As large multinational companies increasingly turn their attention toward environmental strategies, including zero-deforestation measures, the ability to source from independent smallholders and remain green is significantly reduced. The challenge for Naylor’s team is formidable: finding a way for large multinational companies to halt deforestation and continue to be profitable, while allowing for the increased participation of independent farmers.

“How do we make palm oil production more green, but include smallholders and alleviate poverty at the same time?” Naylor said. “How can you lessen that trade-off, have smallholders involved, and not destroy the forest?”

Many multinational companies are working to be more environmentally responsible, but if they choose to eliminate small farmers from the mix, the result will be worsening regional poverty. Aiming to prevent that, Naylor leads a collaborative, academically diverse team composed of Stanford student and faculty researchers from the departments of earth system science and economics, as well as Stanford Graduate School of Business. Team members work on the ground with company leaders, farmers, policymakers, and nongovernmental organizations to evaluate opportunities for sustainable palm oil production, build corporate partnerships to improve smallholder incomes, and design policy interventions for sustainable oil palm production. Their goal is to transform the way that companies and governments operate in the massive palm oil space.

“The power of multidisciplinary work and engaging all parts of this university in this effort is absolutely essential,” Naylor said. “If it was the business school only, they might not know anything about land use change, or peat burning, or how that peat burning causes air pollution, or they might not have a poverty alleviation strategy; they’d just be working in a bubble. By engaging teams like we have, you can really get at the key trade-offs and key difficulties that policymakers and companies face day in and day out when they’re trying to deal with these issues.”

The wide-ranging data that Naylor and her team collect has the potential to enhance rural incomes, alleviate poverty, and reduce tropical deforestation. More broadly, lessons learned will be important for guiding strategic policy and resource decisions in other palm oil producing countries in Southeast Asia, Sub-Saharan Africa, and Latin America where palm oil is rapidly expanding into tropical rainforests.
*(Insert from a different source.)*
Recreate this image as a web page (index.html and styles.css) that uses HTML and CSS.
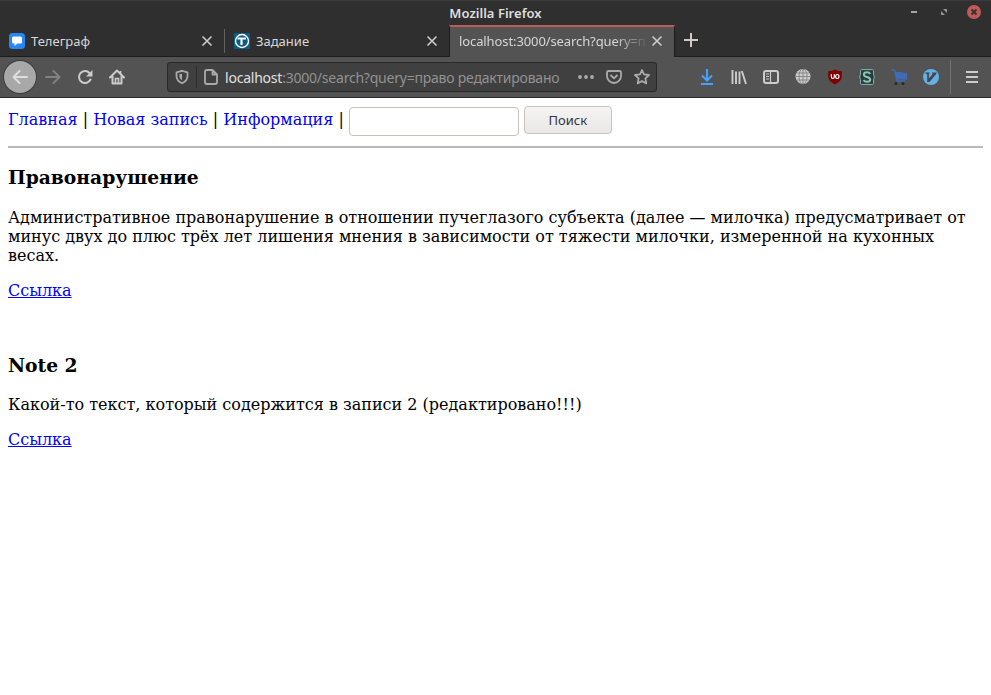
FILE: index.html
```html
<!DOCTYPE html>
<html lang="ru">
<head>
<meta charset="utf-8">
<title>Mozilla Firefox</title>
<link rel="stylesheet" href="styles.css">
</head>
<body>
<header class="titlebar">
  <span class="window-title">Mozilla Firefox</span>
  <div class="window-controls">
    <svg width="14" height="14" viewBox="0 0 14 14"><path d="M4 6h6v2H4z" fill="#a5a5a5"/></svg>
    <svg width="14" height="14" viewBox="0 0 14 14"><path d="M6 4h4v4zM4 6v4h4z" fill="#959595"/></svg>
    <svg width="14" height="14" viewBox="0 0 14 14"><circle cx="7" cy="7" r="7" fill="#bf5b58"/><path d="M4.500 4.500l5 5m0-5l-5 5" stroke="#353030" stroke-width="1.800"/></svg>
  </div>
</header>
<div class="tabs">
  <div class="tab">
    <svg class="favicon" width="16" height="16" viewBox="0 0 16 16"><rect width="16" height="16" rx="3.500" fill="#2787f5"/><path d="M4.500 3.500h7Q13 3.500 13 5v4q0 1.500-1.500 1.500H8.500L5.500 13v-2.500h-1Q3 10.500 3 9V5q0-1.500 1.500-1.500z" fill="#fff"/></svg>
    <span class="tab-label">Телеграф</span>
    <svg class="close" width="12" height="12" viewBox="0 0 12 12"><path d="M1.500 1.500l9 9m0-9l-9 9"/></svg>
  </div>
  <div class="tab divided">
    <svg class="favicon" width="16" height="16" viewBox="0 0 16 16"><path fill="#0b5c89" d="M0 0h16v16H0z"/><circle cx="8" cy="8" r="6.500" fill="none" stroke="#fff" stroke-width="1.400"/><path d="M3.500 5.500h8.500M7.500 5.500V12" stroke="#fff" stroke-width="2.200" fill="none"/></svg>
    <span class="tab-label">Задание</span>
    <svg class="close" width="12" height="12" viewBox="0 0 12 12"><path d="M1.500 1.500l9 9m0-9l-9 9"/></svg>
  </div>
  <div class="tab active">
    <span class="tab-label query">localhost:3000/search?query=п</span>
    <svg class="close" width="12" height="12" viewBox="0 0 12 12"><path d="M1.500 1.500l9 9m0-9l-9 9"/></svg>
  </div>
  <svg class="new-tab" width="14" height="14" viewBox="0 0 14 14"><path d="M7 0v14M0 7h14" stroke="#d0cac8" stroke-width="2"/></svg>
</div>
<div class="toolbar">
  <div class="navigation">
    <div class="back"><svg width="16" height="16" viewBox="0 0 16 16"><path class="line" d="M15 8H1.500M7.500 2l-6 6 6 6"/></svg></div>
    <svg class="forward" width="16" height="16" viewBox="0 0 16 16"><path class="line" d="M1 8h13.500M8.500 2l6 6-6 6"/></svg>
    <svg width="16" height="16" viewBox="0 0 16 16"><path class="line" d="M13.500 10.500A6 6 0 1 1 12.500 4L14 5.500"/><path d="M15.500 1v6.500H9z" fill="#ccc"/></svg>
    <svg width="16" height="16" viewBox="0 0 16 16"><path class="line" d="M1 8.500l7-7 7 7M3.500 7v7.500h9V7"/><path d="M6.500 14V9.500h3V14M11.500 2v3" fill="none" stroke="#ccc" stroke-width="1.700"/></svg>
  </div>
  <div class="urlbar">
    <div class="shield"><svg width="14" height="14" viewBox="0 0 14 14"><path class="url-line" d="M7 .8l5.500 1.500V6c0 4-2.200 5.700-5.500 7.200C3.700 11.700 1.500 10 1.500 6V2.300z"/><path d="M7 3.700v6.600C5 9 4.300 8 4.300 4.300z" fill="#aaa"/></svg></div>
    <svg class="page" width="14" height="16" viewBox="0 0 14 16"><path class="url-line" d="M3 1h5.500L13 5.500V13q0 2-2 2H3q-2 0-2-2V3q0-2 2-2zM8.500 1v4.500H13"/></svg>
    <span class="address"><span class="host">localhost</span>:3000/search?query=право редактировано</span>
    <svg class="dots" width="16" height="16" viewBox="0 0 16 16" fill="#aaa"><circle cx="2" cy="8" r="1.900"/><circle cx="8" cy="8" r="1.900"/><circle cx="14" cy="8" r="1.900"/></svg>
    <svg class="pocket" width="16" height="16" viewBox="0 0 16 16"><path class="url-line" d="M2.500 2h11q1.500 0 1.500 1.500V7A7 7 0 0 1 1 7V3.500Q1 2 2.500 2zM4.500 6L8 9.400 11.500 6"/></svg>
    <svg class="star" width="16" height="16" viewBox="0 0 16 16"><path class="url-line" d="M8 1l2 4.400 5 .6-3.600 3.400.9 5L8 12l-4.300 2.400.9-5L1 6l5-.6z"/></svg>
  </div>
  <div class="extensions">
    <svg width="16" height="16" viewBox="0 0 16 16"><path d="M8 0v11M3 6.500l5 5 5-5M2 15h12" fill="none" stroke="#45a1ff" stroke-width="2"/></svg>
    <svg width="16" height="16" viewBox="0 0 16 16"><path d="M1.500 1v14M5 2.500V15M8.500 2.500V15M10.800 2L15 15" stroke="#ccc" stroke-width="1.900" fill="none"/></svg>
    <svg width="16" height="16" viewBox="0 0 16 16"><rect class="line" x="1" y="2" width="14" height="12" rx="2"/><path d="M7.500 2v12M3 5h3M3 7.500h3M3 10h3" stroke="#ccc" stroke-width="1.200"/></svg>
    <svg width="16" height="16" viewBox="0 0 16 16"><circle cx="8" cy="7.500" r="7.500" fill="#ccc"/><path d="M.5 7.500h15M2 4h12M2 11h12M8 0v15" stroke="#7b7b7b" stroke-width=".8"/><ellipse cx="8" cy="7.500" rx="4" ry="7.500" fill="none" stroke="#7b7b7b" stroke-width=".8"/></svg>
    <svg width="16" height="16" viewBox="0 0 16 16"><path d="M8 .5q2.500 1.700 6.800 1.700v5.300q0 4.500-6.800 8-6.800-3.500-6.800-8V2.200Q5.500 2.200 8 .5z" fill="#800000"/><path d="M4.300 5.300v2.500q0 1.700 1.500 1.700t1.500-1.700V5.300" fill="none" stroke="#fff" stroke-width="1.200"/><ellipse cx="10.300" cy="7.500" rx="1.700" ry="2" fill="none" stroke="#fff" stroke-width="1.200"/></svg>
    <svg width="16" height="16" viewBox="0 0 16 16"><path d="M2.500.6h11q1 0 1 1v4l1 2.400-1 2.400v4q0 1-1 1h-11q-1 0-1-1v-4L.5 8l1-2.400v-4q0-1 1-1z" fill="#263d3d" stroke="#84b5aa"/><path d="M11.200 5Q10.500 3.300 8 3.300 4.900 3.300 4.900 5.400 4.900 7.200 8 7.900t3.200 2.600Q11.200 12.700 8 12.700q-2.500 0-3.500-1.700" fill="none" stroke="#8fc1b5" stroke-width="2"/></svg>
    <svg width="16" height="16" viewBox="0 0 16 16"><path d="M0 .8h3.500L6 12h8" fill="none" stroke="#416bb5" stroke-width="1.300"/><path d="M3.500 2.500L16 4v6.500H5.500z" fill="#416bb5"/><circle cx="5" cy="14.500" r="1.500" fill="#292929"/><circle cx="12" cy="14.500" r="1.500" fill="#292929"/></svg>
    <svg width="16" height="16" viewBox="0 0 16 16"><circle cx="8" cy="8" r="8" fill="#65b1e3"/><path d="M2.500 3.500h4v1.200l-.6.500v4L10 4.800 9 4.500v-1h4.500v1.300L6.500 13H4.200V5.200l-1.700-.5z" fill="#414950"/></svg>
  </div>
  <div class="menu"><svg width="12" height="14" viewBox="0 0 12 14"><path d="M0 2h12M0 7h12M0 12h12" stroke="#ccc" stroke-width="2"/></svg></div>
</div>
<main>
  <nav>
    <a href="#">Главная</a><span>|</span><a href="#">Новая запись</a><span>|</span><a href="#">Информация</a><span>|</span>
    <input class="search" type="text" aria-label="Поиск">
    <button type="button">Поиск</button>
  </nav>
  <hr>
  <article>
    <h3>Правонарушение</h3>
    <p>Административное правонарушение в отношении пучеглазого субъекта (далее — милочка) предусматривает от минус двух до плюс трёх лет лишения мнения в зависимости от тяжести милочки, измеренной на кухонных весах.</p>
    <p><a href="#">Ссылка</a></p>
  </article>
  <article>
    <h3>Note 2</h3>
    <p>Какой-то текст, который содержится в записи 2 (редактировано!!!)</p>
    <p><a href="#">Ссылка</a></p>
  </article>
</main>
</body>
</html>
```
FILE: styles.css
```css
* { box-sizing: border-box; }
html, body { height: 100%; overflow: hidden; }
body { margin: 0; background: #fff; color: #000; font: 16px/19px "DejaVu Serif", serif; }
svg { display: block; flex: none; }
a { color: #00f; }

.titlebar, .tabs, .toolbar, button { font-family: "Noto Sans", sans-serif; }
.titlebar { height: 25px; display: grid; grid-template-columns: 1fr auto 1fr; background: #2f2f2f; border-top: 1px solid #3a3a3a; }
.window-title { grid-column: 2; color: #dedede; font-size: 13px; line-height: 25px; font-weight: 600; letter-spacing: .03px; }
.window-controls { display: flex; justify-content: flex-end; gap: 16px; padding: 4px 10px 0 0; }

.tabs { height: 32px; display: flex; background: #2f2f2f; color: #d7d7d7; font-size: 13px; border-bottom: 1px solid #1c1c1c; }
.tab { width: 225px; height: 31px; display: flex; align-items: center; padding: 1px 12px 0 9px; }
.divided::before { content: ""; width: 1px; height: 24px; background: #606060; margin: 0 9px 0 -10px; }
.tab-label { line-height: 20px; margin-left: 6px; white-space: nowrap; }
.close { margin-left: auto; fill: none; stroke: #ccc; stroke-width: 1.6; }
.active { height: 32px; width: 226px; margin-left: -1px; background: #535353; border: 1px solid #1c1c1c; border-width: 0 1px; border-top: 2px solid #b85d59; padding: 0 11px 2px 9px; }
.query { width: 188px; margin: 0; overflow: hidden; letter-spacing: -.1px; -webkit-mask-image: linear-gradient(to right, #000 155px, transparent 190px); mask-image: linear-gradient(to right, #000 155px, transparent 190px); }
.new-tab { margin: 8px 0 0 9px; }

.toolbar { height: 41px; display: flex; align-items: center; background: #535353; border-bottom: 1px solid #292929; }
.line { fill: none; stroke: #ccc; stroke-width: 2; stroke-linejoin: round; stroke-linecap: round; }
.navigation { display: flex; width: 167px; align-items: center; gap: 16px; padding-left: 4px; }
.back { width: 32px; height: 32px; margin-right: -7px; border-radius: 50%; background: #a8a8a8; box-shadow: 0 0 0 1px #3b3b3b; display: grid; place-items: center; }
.back .line { stroke: #dedede; }
.forward { opacity: .38; }
.urlbar { display: flex; align-items: center; width: 490px; height: 30px; background: #404040; border: 1px solid #292929; border-radius: 3px; }
.shield { width: 29px; height: 22px; display: grid; place-items: center; border-right: 1px solid #2b2b2b; }
.page { margin-left: 7px; }
.url-line { fill: none; stroke: #aaa; stroke-width: 1.8; stroke-linejoin: round; }
.address { color: #929292; font-size: 14px; letter-spacing: -.22px; margin-left: 7px; flex: 1; white-space: nowrap; }
.host { color: #e0e0e0; }
.dots { margin-right: 12px; }
.pocket { margin-right: 12px; }
.star { margin-right: 6px; }
.extensions { display: flex; gap: 16px; margin-left: 42px; }
.menu { width: 41px; height: 34px; margin-left: 11px; padding-left: 15px; border-left: 1px solid #727272; display: flex; align-items: center; }

main { padding: 8px; }
nav { display: flex; height: 30px; align-items: flex-start; }
nav a { text-decoration: none; margin-top: 4px; }
nav span { margin: 4px 5.09px 0; }
.search { width: 170px; height: 29px; margin: 1px 5px 0 0; border: 1px solid #c6c2be; border-radius: 4px; background: #fff; }
button { width: 88px; height: 28px; padding: 0; border: 1px solid #c6c2be; border-radius: 4px; background: linear-gradient(#f5f4f3, #eae8e6); color: #30353a; font-size: 13px; }
hr { height: 2px; margin: 10px 0 18px; border: 0; background: #b9b9b9; }
h3 { height: 22px; margin: 0 0 20px; font-size: 18.72px; line-height: 22px; }
p { margin: 0 0 16px; }
article + article { margin-top: 54px; }
article + article h3 { margin-bottom: 19px; }
article p:last-child { margin: 0; }
```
The three-year project will not end when the research team leaves, Naylor said. Team members already are collaborating with groups such as Indonesia’s Poverty Reduction Task Force. Her team has raised funds to conduct a large experimental trial in Indonesia on specific oil palm interventions in the coming years. The government will use the results from this study to implement policies to improve farm practices and rural incomes over the long run.  
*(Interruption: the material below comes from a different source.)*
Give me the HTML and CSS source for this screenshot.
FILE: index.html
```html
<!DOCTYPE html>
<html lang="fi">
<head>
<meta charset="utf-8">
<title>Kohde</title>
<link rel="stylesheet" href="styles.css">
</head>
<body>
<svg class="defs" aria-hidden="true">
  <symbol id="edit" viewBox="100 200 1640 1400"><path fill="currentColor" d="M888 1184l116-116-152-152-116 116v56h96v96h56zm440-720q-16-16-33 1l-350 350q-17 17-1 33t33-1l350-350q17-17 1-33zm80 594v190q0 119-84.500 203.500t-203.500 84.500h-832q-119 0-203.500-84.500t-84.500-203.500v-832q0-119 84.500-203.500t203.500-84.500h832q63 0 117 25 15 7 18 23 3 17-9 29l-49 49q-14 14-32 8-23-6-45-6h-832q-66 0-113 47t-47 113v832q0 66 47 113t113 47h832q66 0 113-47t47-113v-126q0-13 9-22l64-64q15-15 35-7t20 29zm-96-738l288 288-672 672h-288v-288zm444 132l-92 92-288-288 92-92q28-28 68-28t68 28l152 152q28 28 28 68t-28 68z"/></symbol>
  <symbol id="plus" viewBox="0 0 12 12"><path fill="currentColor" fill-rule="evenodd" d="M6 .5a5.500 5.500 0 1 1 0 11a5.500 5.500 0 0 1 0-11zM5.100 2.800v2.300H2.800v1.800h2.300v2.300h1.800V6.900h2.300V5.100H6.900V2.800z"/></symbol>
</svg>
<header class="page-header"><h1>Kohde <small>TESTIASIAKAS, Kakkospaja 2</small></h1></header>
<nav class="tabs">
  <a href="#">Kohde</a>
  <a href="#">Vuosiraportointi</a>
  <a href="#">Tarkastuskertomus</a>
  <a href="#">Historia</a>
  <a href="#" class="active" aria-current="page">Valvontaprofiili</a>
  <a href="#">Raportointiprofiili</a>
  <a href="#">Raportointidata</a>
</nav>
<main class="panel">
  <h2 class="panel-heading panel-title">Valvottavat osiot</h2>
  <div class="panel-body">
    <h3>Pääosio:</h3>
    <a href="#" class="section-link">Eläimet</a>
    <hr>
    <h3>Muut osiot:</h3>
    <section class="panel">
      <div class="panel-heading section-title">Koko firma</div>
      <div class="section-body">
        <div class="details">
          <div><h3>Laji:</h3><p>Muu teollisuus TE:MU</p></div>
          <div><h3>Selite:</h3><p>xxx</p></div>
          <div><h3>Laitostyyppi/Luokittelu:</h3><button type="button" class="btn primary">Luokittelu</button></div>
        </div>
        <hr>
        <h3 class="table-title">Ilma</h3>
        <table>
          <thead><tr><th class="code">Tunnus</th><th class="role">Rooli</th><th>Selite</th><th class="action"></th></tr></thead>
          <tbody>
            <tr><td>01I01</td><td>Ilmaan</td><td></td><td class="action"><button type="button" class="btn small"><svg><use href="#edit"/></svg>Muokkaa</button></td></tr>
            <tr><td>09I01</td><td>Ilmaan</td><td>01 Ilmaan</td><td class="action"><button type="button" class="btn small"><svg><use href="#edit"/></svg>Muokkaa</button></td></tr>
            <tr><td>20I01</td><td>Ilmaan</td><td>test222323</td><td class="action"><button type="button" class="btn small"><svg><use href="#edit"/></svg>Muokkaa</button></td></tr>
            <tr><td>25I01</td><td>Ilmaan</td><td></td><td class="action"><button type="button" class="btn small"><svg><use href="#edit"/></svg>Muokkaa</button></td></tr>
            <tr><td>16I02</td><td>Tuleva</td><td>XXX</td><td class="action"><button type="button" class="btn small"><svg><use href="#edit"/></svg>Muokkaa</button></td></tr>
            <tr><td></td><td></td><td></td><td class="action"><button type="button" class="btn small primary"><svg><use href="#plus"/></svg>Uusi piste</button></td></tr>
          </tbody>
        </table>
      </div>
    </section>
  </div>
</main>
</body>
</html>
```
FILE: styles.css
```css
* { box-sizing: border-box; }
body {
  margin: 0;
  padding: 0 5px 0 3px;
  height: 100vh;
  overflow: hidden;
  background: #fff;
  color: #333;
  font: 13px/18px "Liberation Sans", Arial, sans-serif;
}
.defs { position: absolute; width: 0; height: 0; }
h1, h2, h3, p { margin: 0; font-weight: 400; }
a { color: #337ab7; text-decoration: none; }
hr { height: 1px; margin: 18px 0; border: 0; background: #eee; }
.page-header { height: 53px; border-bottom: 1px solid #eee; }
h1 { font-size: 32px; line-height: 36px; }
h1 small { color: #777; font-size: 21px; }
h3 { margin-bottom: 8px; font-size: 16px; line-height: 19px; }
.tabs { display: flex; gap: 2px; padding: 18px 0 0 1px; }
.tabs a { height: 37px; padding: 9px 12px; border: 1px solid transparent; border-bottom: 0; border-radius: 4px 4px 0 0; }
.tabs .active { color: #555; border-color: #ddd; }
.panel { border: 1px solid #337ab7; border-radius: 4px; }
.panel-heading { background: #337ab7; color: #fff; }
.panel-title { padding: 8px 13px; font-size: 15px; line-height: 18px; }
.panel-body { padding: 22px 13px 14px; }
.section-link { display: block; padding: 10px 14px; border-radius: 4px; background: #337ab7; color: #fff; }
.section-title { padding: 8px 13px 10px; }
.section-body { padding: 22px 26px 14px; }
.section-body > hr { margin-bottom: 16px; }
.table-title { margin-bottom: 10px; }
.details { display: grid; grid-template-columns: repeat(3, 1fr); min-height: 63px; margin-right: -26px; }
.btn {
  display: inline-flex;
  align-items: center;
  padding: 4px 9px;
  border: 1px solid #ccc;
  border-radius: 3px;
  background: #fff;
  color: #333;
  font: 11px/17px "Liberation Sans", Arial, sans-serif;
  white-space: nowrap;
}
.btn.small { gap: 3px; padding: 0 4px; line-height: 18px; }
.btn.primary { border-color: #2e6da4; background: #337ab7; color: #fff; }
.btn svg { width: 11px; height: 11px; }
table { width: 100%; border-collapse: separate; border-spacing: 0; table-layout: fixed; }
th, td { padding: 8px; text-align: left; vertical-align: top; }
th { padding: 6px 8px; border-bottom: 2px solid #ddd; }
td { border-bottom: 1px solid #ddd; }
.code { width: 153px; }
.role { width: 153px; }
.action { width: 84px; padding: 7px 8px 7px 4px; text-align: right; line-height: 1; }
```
Naylor’s team has also hired research experts from the study countries, including Cameroon, to help establish a long-term program “We’re trying to build capacity,” Naylor said. “That means actually getting people in Indonesia, Cameroon, and Ghana to take on this project themselves and take it forward without any Stanford assistance overall.”

For now, however, the goal is to leverage the resources of the university to help transform the entire industry into one that allows both companies and small stakeholders to profit while creating an environmentally sustainable product.

“The goal is to actually make a difference in the real world, and in some ways, we have to change the whole sector,” Naylor said. “I feel that being here at Stanford, we can get visibility on this issue, so that we can then engage more companies and more researchers into a unified goal.”

Please note that prior to May 2019, the Stanford King Center on Global Development was known as the Stanford Center on Global Poverty and Development.